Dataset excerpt
++++++++
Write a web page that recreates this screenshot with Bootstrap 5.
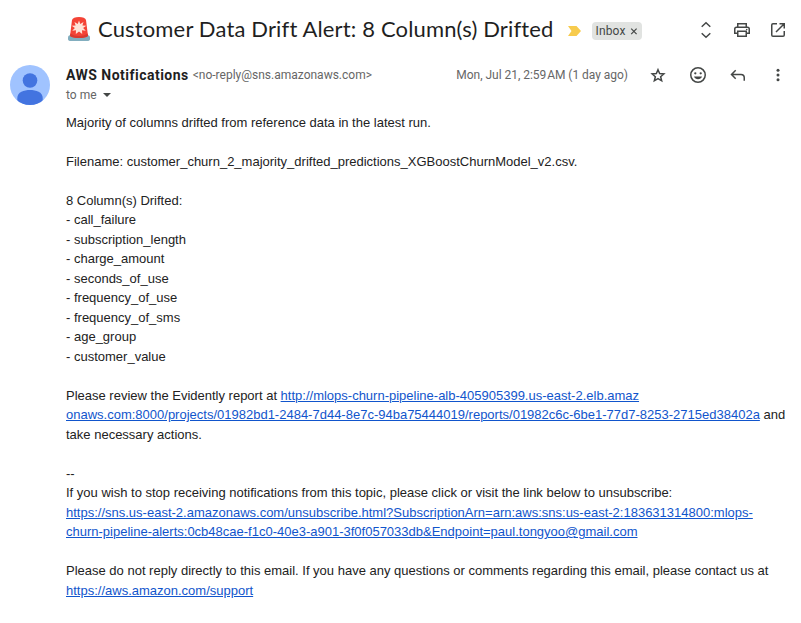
<!DOCTYPE html>
<html lang="en">
<head>
<meta charset="utf-8">
<meta name="viewport" content="width=device-width, initial-scale=1">
<title>Customer Data Drift Alert</title>
<link href="https://cdn.jsdelivr.net/npm/bootstrap@5.3.0/dist/css/bootstrap.min.css" rel="stylesheet">
<style>
body { background: #fff; color: #1f1f1f; font-family: Roboto, "Liberation Sans", sans-serif; }
svg { display: block; flex: none; }
.mail { width: 801px; height: 623px; overflow: hidden; }
.subject-bar { height: 60px; padding-left: 66px; padding-right: 13px; }
.siren { margin-bottom: 2px; }
.subject { font: 400 22px/28px Lato, sans-serif; letter-spacing: .15px; margin: 0 0 2px 6px; white-space: nowrap; }
.marker { margin: 1px 0 0 14px; }
.label-chip { background: #e1e3e1; color: #444746; font-size: 12px; line-height: 18px; height: 18px; width: 50px; border-radius: 4px; padding-left: 4px; margin: 2px 0 0 11px; letter-spacing: .15px; }
.tools { gap: 16px; color: #444746; }
.tools.wide { gap: 20px; margin-left: 20px; }
.sender-row { height: 52.75px; padding: 5px 13px 0 10px; }
.who { margin-left: 16px; }
.line-a { height: 20px; white-space: nowrap; }
.from { font: 700 14px/20px Roboto, sans-serif; letter-spacing: .48px; }
.muted { color: #666; font-size: 12px; line-height: 20px; }
.addr { margin-left: 4px; }
.date { letter-spacing: -.03px; }
.tight { word-spacing: -2px; }
.caret { margin-left: 6px; }
.message { font: 13px/19.5px "Liberation Sans", Arial, sans-serif; color: #222; padding-left: 66px; white-space: pre; }
.message a { color: #1155cc; text-decoration: underline; }
</style>
<script src="https://cdn.jsdelivr.net/npm/bootstrap@5.3.0/dist/js/bootstrap.bundle.min.js"></script>
</head>
<body>
<main class="mail">
  <header class="subject-bar d-flex align-items-center">
    <svg class="siren" width="26" height="26" viewBox="0 0 26 26" aria-label="Alert">
      <path d="M2 21.5 Q2 19 5 19 H21 Q24 19 24 21.5 V23 Q24 25 21 25 H5 Q2 25 2 23Z" fill="#82aebf"/>
      <path d="M6 4 Q7 1 13 1 Q19 1 20 4 L22 20 Q19 22 13 22 Q7 22 4 20Z" fill="#f44336"/>
      <path d="M4.300 17.500 L4 20 Q7 22 13 22 Q19 22 22 20 L21.700 17.500 Q18 20 13 20 Q8 20 4.300 17.500Z" fill="#d83a30"/>
      <path d="M13 4.500 l1.300 3.500 3.200-2 -1.100 3.600 3.900.2 -3.200 2.100 2.700 2.800 -3.800-.5 .2 3.800 -3.200-2.600 -3.200 2.600 .2-3.800 -3.800.5 2.700-2.800 -3.200-2.100 3.900-.2 -1.100-3.600 3.200 2z" fill="#ffe4d8"/>
    </svg>
    <h1 class="subject">Customer Data Drift Alert: 8 Column(s) Drifted</h1>
    <svg class="marker" width="13" height="10" viewBox="0 0 13 10"><path d="M0 0 H8.500 L13 5 8.500 10 H0 L3.500 5Z" fill="#f7cb4d"/></svg>
    <span class="label-chip d-flex align-items-center">Inbox<svg width="8" height="8" viewBox="0 0 8 8" class="ms-1"><path d="M1.200 1.700 6.600 7.100M6.600 1.700 1.200 7.100" stroke="#444746" stroke-width="1.200"/></svg></span>
    <div class="tools d-flex ms-auto">
      <svg width="20" height="20" viewBox="0 0 20 20" fill="none" stroke="currentColor" stroke-width="1.500"><path d="M5.700 6.800 10 2.800l4.300 4M5.700 13.200 10 17.200l4.300-4"/></svg>
      <svg width="20" height="20" viewBox="0 0 20 20" fill="none" stroke="currentColor" stroke-width="1.500"><path d="M5.750 7V3.750h8.500V7M5.750 13.250h-3V9c0-1 .7-1.750 1.750-1.750h11c1 0 1.750.7 1.750 1.750v4.250h-3M5.750 11.250h8.500v5h-8.500z"/><circle cx="14.700" cy="9.500" r=".8" fill="currentColor" stroke="none"/></svg>
      <svg width="20" height="20" viewBox="0 0 20 20" fill="none" stroke="currentColor" stroke-width="1.500"><path d="M9 3.750H5c-.8 0-1.250.5-1.250 1.250v10c0 .8.500 1.250 1.250 1.250h10c.8 0 1.250-.5 1.250-1.250v-4M11.500 3.750h4.750V8.500M16 4 8 12"/></svg>
    </div>
  </header>
  <section class="sender-row d-flex align-items-start">
    <svg width="40" height="40" viewBox="0 0 40 40"><defs><clipPath id="disc"><circle cx="20" cy="20" r="20"/></clipPath></defs><g clip-path="url(#disc)"><path d="M0 0h40v40H0z" fill="#a0c3ff"/><circle cx="20" cy="15.500" r="7.300" fill="#4374e0"/><path d="M7.300 40V33C7.300 27 14 25 20 25s12.700 2 12.700 8v7z" fill="#4374e0"/></g></svg>
    <div class="who">
      <div class="line-a d-flex align-items-center"><span class="from">AWS Notifications</span><span class="muted addr">&lt;no-reply@sns.amazonaws.com&gt;</span></div>
      <div class="muted d-flex align-items-center"><span>to me</span><svg width="8" height="4" viewBox="0 0 8 4" class="caret"><path d="M0 0h8L4 4z" fill="#444746"/></svg></div>
    </div>
    <div class="ms-auto d-flex align-items-center line-a">
      <span class="muted date">Mon, Jul 21, <span class="tight">2:59 AM</span> (1 day ago)</span>
      <div class="tools wide d-flex">
        <svg width="20" height="20" viewBox="0 0 20 20" fill="none" stroke="currentColor" stroke-width="1.500"><path d="M10 4.700l1.650 3.900 4.200.35-3.200 2.750 1 4.100L10 13.600l-3.650 2.200 1-4.100-3.200-2.750 4.200-.35z"/></svg>
        <svg width="20" height="20" viewBox="0 0 20 20" fill="currentColor"><circle cx="10" cy="10" r="7.250" fill="none" stroke="currentColor" stroke-width="1.500"/><circle cx="7.300" cy="8.300" r="1.150"/><circle cx="12.700" cy="8.300" r="1.150"/><path d="M6 11.600h8c-.6 1.700-2.200 2.700-4 2.700s-3.400-1-4-2.700z"/></svg>
        <svg width="20" height="20" viewBox="0 0 20 20" fill="none" stroke="currentColor" stroke-width="1.500"><path d="M16.250 15.800v-3c0-2-1.250-3.250-3.250-3.250H4.500M7.700 5.300 3.500 9.550l4.200 4.200"/></svg>
        <svg width="20" height="20" viewBox="0 0 20 20" fill="currentColor"><circle cx="10" cy="5.200" r="1.500"/><circle cx="10" cy="10" r="1.500"/><circle cx="10" cy="14.800" r="1.500"/></svg>
      </div>
    </div>
  </section>
  <article class="message">Majority of columns drifted from reference data in the latest run.

Filename: customer_churn_2_majority_drifted_predictions_XGBoostChurnModel_v2.csv.

8 Column(s) Drifted:
- call_failure
- subscription_length
- charge_amount
- seconds_of_use
- frequency_of_use
- frequency_of_sms
- age_group
- customer_value

Please review the Evidently report at <a href="#">http://mlops-churn-pipeline-alb-405905399.us-east-2.elb.amaz</a>
<a href="#">onaws.com:8000/projects/01982bd1-2484-7d44-8e7c-94ba75444019/reports/01982c6c-6be1-77d7-8253-2715ed38402a</a> and
take necessary actions.

--
If you wish to stop receiving notifications from this topic, please click or visit the link below to unsubscribe:
<a href="#">https://sns.us-east-2.amazonaws.com/unsubscribe.html?SubscriptionArn=arn:aws:sns:us-east-2:183631314800:mlops-</a>
<a href="#">churn-pipeline-alerts:0cb48cae-f1c0-40e3-a901-3f0f057033db&amp;Endpoint=paul.tongyoo@gmail.com</a>

Please do not reply directly to this email. If you have any questions or comments regarding this email, please contact us at
<a href="#">https://aws.amazon.com/support</a></article>
</main>
</body>
</html>
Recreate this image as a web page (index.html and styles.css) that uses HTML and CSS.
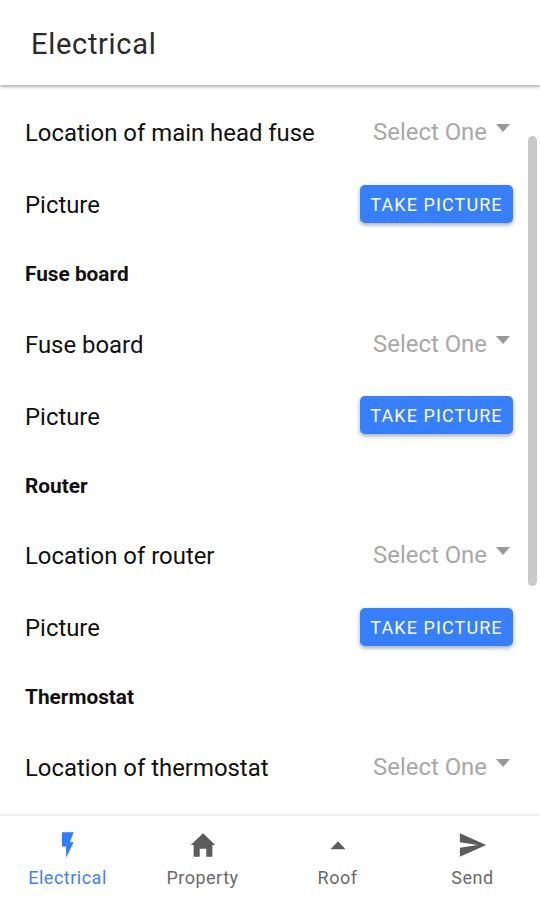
FILE: index.html
```html
<!DOCTYPE html>
<html lang="en">
<head>
  <meta charset="UTF-8">
  <meta name="viewport" content="width=device-width, initial-scale=1">
  <title>Electrical</title>
  <link rel="stylesheet" href="styles.css">
</head>
<body>
  <header class="toolbar"><h1>Electrical</h1></header>

  <main class="content">
    <div class="item">
      <span class="label">Location of main head fuse</span>
      <span class="select">Select One <i class="arrow"></i></span>
    </div>
    <div class="item">
      <span class="label">Picture</span>
      <button class="btn">TAKE PICTURE</button>
    </div>

    <h2>Fuse board</h2>
    <div class="item">
      <span class="label">Fuse board</span>
      <span class="select">Select One <i class="arrow"></i></span>
    </div>
    <div class="item">
      <span class="label">Picture</span>
      <button class="btn">TAKE PICTURE</button>
    </div>

    <h2>Router</h2>
    <div class="item">
      <span class="label">Location of router</span>
      <span class="select">Select One <i class="arrow"></i></span>
    </div>
    <div class="item">
      <span class="label">Picture</span>
      <button class="btn">TAKE PICTURE</button>
    </div>

    <h2>Thermostat</h2>
    <div class="item">
      <span class="label">Location of thermostat</span>
      <span class="select">Select One <i class="arrow"></i></span>
    </div>
    <div class="scrollbar"></div>
  </main>

  <nav class="tabs">
    <a class="tab active">
      <svg viewBox="0 0 32 32"><path d="M9.500 2.500h12.500l-4 10.500h4L14 29.500V17.500H9.500z"/></svg>
      <span>Electrical</span>
    </a>
    <a class="tab">
      <svg viewBox="0 0 32 32"><path d="M16 3.500L3 16h3v12.500h6.500V20h7v8.500H26V16h3z"/></svg>
      <span>Property</span>
    </a>
    <a class="tab">
      <svg viewBox="0 0 32 32"><path d="M16 12l8 8.500H8z"/></svg>
      <span>Roof</span>
    </a>
    <a class="tab">
      <svg viewBox="0 0 32 32"><path d="M2 3.500l28 12.500L2 28.500V19l19-3-19-3z"/></svg>
      <span>Send</span>
    </a>
  </nav>
</body>
</html>
```

FILE: styles.css
```css
* { box-sizing: border-box; }
body {
  font-family: Roboto, sans-serif;
  background: #fff;
  color: #111;
  margin: 0;
  height: 900px;
  display: flex;
  flex-direction: column;
  overflow: hidden;
}
.toolbar {
  height: 85px;
  flex: none;
  display: flex;
  align-items: center;
  padding: 3px 31px 0;
  box-shadow: 0 2px 3px rgba(0, 0, 0, .3);
}
h1 { margin: 0; font-size: 29px; font-weight: 400; letter-spacing: .7px; color: #2a2a2a; }
.content { position: relative; flex: 1; min-height: 0; padding: 12px 27px 0 25px; overflow: hidden; }
.item { height: 72px; display: flex; align-items: center; justify-content: space-between; }
.label { font-size: 23.9px; }
.select { display: flex; color: #a8a8a8; font-size: 23.9px; padding-bottom: 2px; }
.arrow {
  width: 0;
  height: 0;
  margin: 6px 3px 0 9px;
  border: 7px solid transparent;
  border-top: 8px solid #999;
  border-bottom: 0;
}
.btn {
  width: 153px;
  height: 38px;
  margin-bottom: 3px;
  padding: 1px 0 0;
  border: none;
  border-radius: 5px;
  background: #367fff;
  color: #fff;
  font: 400 18px Roboto, sans-serif;
  letter-spacing: 1.1px;
  box-shadow: 0 2px 4px rgba(0, 0, 0, .35);
}
h2 { margin: 0; height: 67.5px; line-height: 66px; font-size: 20.8px; font-weight: 700; }
.scrollbar { position: absolute; top: 51px; right: 3px; width: 9px; height: 450px; border-radius: 5px; background: #c9c9c9; }
.tabs { flex: none; height: 86px; display: flex; border-top: 2px solid #f0f0f0; }
.tab { flex: 1; display: flex; flex-direction: column; align-items: center; padding-top: 14px; color: #6a6a6a; font-size: 18px; letter-spacing: .5px; }
.tab svg { width: 30px; height: 30px; fill: #5c5c5c; }
.tab span { line-height: 24px; margin-top: 6px; }
.tab.active { color: #3f80ff; }
.tab.active svg { fill: #2d7dff; }
```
++++++++
What you will do
The string "that" may appear in lines of the listing above; tally those lines and give the number only.

Response to this task
2